Socrates weighs in last, pretending to be intimidated by the wonderful rhetoric that he has heard. He is an old fraud. He always pretends to be so humble and then demolishes the arguments of his friends. But he the sort of Cartesian philosopher who smashes down every assertion made by someone else until you are convinced that everything they have said is wrong. He then proposes his own solution and it is just as opinionated and just as ridiculous as the arguments he has destroyed but by this time everyone is reeling from his attack so no one is able to say: hang on a bit there Socrates. They call it Socratic dialogue but just like the dialogues of Galileo, the author tilts the scales.

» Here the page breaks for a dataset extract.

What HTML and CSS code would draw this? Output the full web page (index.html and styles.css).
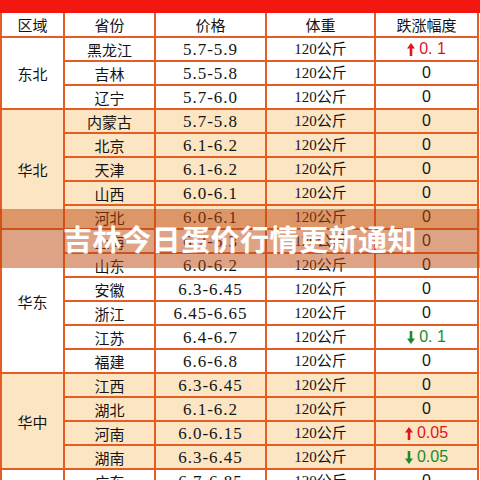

Then Alcibiades gatecrashes the party, already drunk. He too talks of love. He says how much he loves Socrates, despite Socrates being so ugly. Alcibiades was famous as a beautiful youth and he recounts a situation in which he tried to tempt Socrates into having sex with him by manipulating things so that they slept together. But Socrates had more self control and this has rather piqued the formerly irresistible Alcibiades.

So the book ends as a hymn of praise to Socrates. Plato was besotted with this bloke, wasn't he!

Then another guest gatecrashes and everyone gets drunk.

Hiccoughs, drunkenness and gay love; not really what I expected from Plato.